Newcastle University researchers are developing mycocrete, a building material grown from mycelium combined with biobased substrates. Using flexible knitted molds they demonstrated a freestanding BioKnit dome that passed strength tests. If scaled and proven durable and safe, mycelium materials could reduce reliance on concrete, which contributes substantially to global pollution. More testing is needed to validate formulations and performance for mainstream construction.

Mycelium 'Mycocrete' Could Build Lighter, Greener Homes — Newcastle Team Demonstrates BioKnit Dome

Fungal networks could reshape low-impact building

Newcastle University researchers are developing building materials grown from mycelium — the thread-like vegetative part of fungi — with the goal of creating lighter, lower-impact alternatives to concrete.

Mycelium consists of fine, thread-like hyphae that weave through soil and often entwine with tree roots. According to the National Forest Foundation, these fungal networks help move water and nutrients between plants and even enable inter-tree signaling. The familiar mushroom is simply the fungus's fruiting body that appears above ground.

The Newcastle team is harnessing that growth to produce a paste they call mycocrete. By inoculating organic substrates (such as sawdust, wool, cellulose or grain) with fungal mycelium and letting the network colonize a mold, they grow a solid biohybrid material. Once the mycelium has fully colonized the substrate and the form is dried and cured, the result can act as a structural or insulating component that could substitute for foam, timber or some plastics.

From lab to dome: the BioKnit prototype

To improve oxygen flow and shape control, the researchers experimented with flexible, tube-shaped knitted molds suspended from a frame. The knitted form allows more air to reach the growing mycelium, producing a more uniform and robust mycocrete, CleanTechnica reported.

The concept was demonstrated in a project called BioKnit: a complex, freestanding dome grown as a single piece without mechanical joints that might act as weak points. The dome passed strength tests and outperformed earlier samples, and university photos show two people sitting comfortably inside a structure that resembles an oversized birdcage.

"Our ambition is to transform the look, feel and wellbeing of architectural spaces using mycelium in combination with biobased materials such as wool, sawdust, and cellulose," said Dr Jane Scott of Newcastle University.

Environmental potential and remaining challenges

If mycelium-based materials can replace even a portion of concrete in construction, the environmental impact could be meaningful.

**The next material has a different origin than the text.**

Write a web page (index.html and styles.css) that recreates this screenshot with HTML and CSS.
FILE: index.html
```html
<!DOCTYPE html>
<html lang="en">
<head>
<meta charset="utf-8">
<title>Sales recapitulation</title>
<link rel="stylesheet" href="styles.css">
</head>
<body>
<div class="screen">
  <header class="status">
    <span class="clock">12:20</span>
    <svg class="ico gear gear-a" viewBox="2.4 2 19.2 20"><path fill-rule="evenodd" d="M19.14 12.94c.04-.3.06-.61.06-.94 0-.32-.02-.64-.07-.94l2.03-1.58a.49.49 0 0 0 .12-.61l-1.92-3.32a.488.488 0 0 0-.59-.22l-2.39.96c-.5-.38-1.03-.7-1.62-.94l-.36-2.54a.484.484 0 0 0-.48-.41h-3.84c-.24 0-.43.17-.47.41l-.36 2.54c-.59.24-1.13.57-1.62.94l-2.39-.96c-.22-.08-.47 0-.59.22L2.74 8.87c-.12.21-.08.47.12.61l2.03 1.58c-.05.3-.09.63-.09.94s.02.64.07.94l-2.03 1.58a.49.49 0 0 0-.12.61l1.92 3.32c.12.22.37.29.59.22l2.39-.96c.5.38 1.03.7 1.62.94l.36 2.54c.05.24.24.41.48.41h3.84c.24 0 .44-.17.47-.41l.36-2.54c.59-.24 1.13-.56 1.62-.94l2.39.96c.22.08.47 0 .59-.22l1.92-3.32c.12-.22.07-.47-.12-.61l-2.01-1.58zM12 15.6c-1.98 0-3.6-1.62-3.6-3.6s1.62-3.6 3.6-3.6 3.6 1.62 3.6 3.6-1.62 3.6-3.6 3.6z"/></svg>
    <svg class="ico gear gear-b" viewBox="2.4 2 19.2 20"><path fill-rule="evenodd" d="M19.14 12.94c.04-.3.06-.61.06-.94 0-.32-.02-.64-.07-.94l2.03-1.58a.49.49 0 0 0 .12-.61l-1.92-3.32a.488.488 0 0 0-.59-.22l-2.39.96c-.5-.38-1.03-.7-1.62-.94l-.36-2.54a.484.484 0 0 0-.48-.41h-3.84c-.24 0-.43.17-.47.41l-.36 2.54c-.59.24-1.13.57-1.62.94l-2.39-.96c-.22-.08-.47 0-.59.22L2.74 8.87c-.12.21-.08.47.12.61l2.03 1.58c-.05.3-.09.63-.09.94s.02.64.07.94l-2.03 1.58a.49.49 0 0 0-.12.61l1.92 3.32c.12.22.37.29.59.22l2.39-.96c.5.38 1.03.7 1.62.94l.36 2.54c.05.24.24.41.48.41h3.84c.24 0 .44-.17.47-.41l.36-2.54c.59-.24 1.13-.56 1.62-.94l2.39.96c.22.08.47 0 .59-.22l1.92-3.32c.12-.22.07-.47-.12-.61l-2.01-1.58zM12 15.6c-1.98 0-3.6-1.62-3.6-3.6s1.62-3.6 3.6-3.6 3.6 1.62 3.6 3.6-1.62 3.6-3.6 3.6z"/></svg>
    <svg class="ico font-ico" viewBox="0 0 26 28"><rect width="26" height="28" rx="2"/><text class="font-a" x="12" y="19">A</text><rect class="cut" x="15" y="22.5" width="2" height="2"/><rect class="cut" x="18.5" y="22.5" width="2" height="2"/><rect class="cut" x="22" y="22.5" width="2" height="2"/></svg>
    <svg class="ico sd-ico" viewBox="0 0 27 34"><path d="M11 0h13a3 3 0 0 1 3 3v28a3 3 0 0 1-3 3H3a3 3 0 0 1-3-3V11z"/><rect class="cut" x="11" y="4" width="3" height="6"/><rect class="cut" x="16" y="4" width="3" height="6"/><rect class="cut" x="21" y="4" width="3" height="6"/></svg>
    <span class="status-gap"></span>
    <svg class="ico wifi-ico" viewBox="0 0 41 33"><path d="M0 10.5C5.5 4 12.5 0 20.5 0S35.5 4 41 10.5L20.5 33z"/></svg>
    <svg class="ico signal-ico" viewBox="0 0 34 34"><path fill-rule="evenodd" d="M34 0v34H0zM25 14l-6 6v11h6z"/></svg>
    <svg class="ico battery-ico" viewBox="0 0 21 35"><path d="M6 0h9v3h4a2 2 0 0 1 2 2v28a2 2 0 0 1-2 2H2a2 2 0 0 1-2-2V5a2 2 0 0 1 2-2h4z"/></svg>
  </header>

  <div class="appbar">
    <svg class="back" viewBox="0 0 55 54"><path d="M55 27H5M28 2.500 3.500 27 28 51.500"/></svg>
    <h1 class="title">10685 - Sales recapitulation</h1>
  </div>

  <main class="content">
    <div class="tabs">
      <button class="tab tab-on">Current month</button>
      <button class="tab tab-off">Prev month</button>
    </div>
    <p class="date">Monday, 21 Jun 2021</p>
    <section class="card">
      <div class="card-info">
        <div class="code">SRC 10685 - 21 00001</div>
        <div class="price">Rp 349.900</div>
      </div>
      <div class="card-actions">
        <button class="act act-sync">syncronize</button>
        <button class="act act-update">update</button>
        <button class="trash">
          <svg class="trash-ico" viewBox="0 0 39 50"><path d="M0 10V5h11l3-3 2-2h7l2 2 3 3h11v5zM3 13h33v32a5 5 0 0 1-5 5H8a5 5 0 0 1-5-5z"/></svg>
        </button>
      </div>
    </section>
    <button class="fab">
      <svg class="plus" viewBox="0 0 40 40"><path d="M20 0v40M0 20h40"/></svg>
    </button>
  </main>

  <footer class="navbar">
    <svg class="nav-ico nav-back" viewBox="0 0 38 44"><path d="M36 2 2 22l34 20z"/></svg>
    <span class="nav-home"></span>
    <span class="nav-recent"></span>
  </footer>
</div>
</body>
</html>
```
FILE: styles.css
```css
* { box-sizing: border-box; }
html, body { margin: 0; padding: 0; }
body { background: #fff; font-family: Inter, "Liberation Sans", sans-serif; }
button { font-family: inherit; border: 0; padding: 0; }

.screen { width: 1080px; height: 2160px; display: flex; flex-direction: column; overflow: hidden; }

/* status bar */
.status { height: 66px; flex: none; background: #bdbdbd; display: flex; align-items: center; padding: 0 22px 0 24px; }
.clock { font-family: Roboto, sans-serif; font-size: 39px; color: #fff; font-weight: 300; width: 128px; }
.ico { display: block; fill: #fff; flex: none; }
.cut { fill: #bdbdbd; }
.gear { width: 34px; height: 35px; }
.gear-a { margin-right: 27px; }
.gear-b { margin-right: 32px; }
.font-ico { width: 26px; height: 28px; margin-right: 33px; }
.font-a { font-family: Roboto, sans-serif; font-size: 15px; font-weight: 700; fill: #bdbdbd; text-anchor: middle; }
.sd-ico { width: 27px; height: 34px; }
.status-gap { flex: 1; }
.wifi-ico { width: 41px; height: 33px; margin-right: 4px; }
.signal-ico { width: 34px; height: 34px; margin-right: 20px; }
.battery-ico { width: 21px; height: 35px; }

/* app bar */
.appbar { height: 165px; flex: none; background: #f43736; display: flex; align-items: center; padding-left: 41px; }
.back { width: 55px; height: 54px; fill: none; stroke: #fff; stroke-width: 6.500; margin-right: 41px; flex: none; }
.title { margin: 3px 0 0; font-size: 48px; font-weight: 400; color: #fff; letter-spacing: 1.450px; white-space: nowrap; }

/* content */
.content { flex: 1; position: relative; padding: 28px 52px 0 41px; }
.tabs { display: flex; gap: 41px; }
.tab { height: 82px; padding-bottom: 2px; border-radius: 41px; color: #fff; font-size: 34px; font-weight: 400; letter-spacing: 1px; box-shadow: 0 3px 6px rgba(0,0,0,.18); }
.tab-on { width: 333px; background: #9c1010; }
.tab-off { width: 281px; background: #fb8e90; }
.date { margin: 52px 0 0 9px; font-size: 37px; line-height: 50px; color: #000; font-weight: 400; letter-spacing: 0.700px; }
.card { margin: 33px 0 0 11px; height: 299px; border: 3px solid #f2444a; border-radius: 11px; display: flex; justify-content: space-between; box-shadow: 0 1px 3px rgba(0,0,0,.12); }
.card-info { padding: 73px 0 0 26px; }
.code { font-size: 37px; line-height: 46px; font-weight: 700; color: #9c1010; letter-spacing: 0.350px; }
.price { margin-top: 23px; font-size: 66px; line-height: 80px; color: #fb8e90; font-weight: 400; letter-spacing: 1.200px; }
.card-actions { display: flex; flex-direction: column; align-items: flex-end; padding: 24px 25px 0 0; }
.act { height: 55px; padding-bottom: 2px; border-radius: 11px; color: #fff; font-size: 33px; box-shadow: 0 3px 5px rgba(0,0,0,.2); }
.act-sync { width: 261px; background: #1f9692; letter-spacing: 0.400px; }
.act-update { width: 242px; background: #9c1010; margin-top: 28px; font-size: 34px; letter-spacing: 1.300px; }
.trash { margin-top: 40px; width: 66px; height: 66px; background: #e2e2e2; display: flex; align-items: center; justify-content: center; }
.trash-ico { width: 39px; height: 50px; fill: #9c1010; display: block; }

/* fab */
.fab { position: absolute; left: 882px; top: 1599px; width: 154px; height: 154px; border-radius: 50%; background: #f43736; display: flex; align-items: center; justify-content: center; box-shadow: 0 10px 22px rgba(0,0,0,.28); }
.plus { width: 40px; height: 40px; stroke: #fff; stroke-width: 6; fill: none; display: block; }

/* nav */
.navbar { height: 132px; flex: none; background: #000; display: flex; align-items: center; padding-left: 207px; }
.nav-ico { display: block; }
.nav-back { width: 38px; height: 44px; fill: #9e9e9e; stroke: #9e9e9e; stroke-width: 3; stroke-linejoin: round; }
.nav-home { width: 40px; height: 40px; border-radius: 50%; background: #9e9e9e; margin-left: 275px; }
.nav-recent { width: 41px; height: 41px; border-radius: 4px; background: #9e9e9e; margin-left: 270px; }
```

Princeton University reports that, aside from water, concrete is the most-consumed product on Earth and that the concrete industry generates roughly 4.4 billion tons of air pollution annually — underscoring why lower-impact alternatives are being pursued.

However, researchers caution that formulations, long-term durability, fire resistance, moisture behaviour and scalable production processes must be proven before mycocrete can be adopted widely in mainstream construction.

Bottom line: The BioKnit dome represents a promising step toward textile–mycelium biohybrids in architecture, but further testing and refinement are needed to make mycelium materials a practical, code-compliant alternative to conventional building materials.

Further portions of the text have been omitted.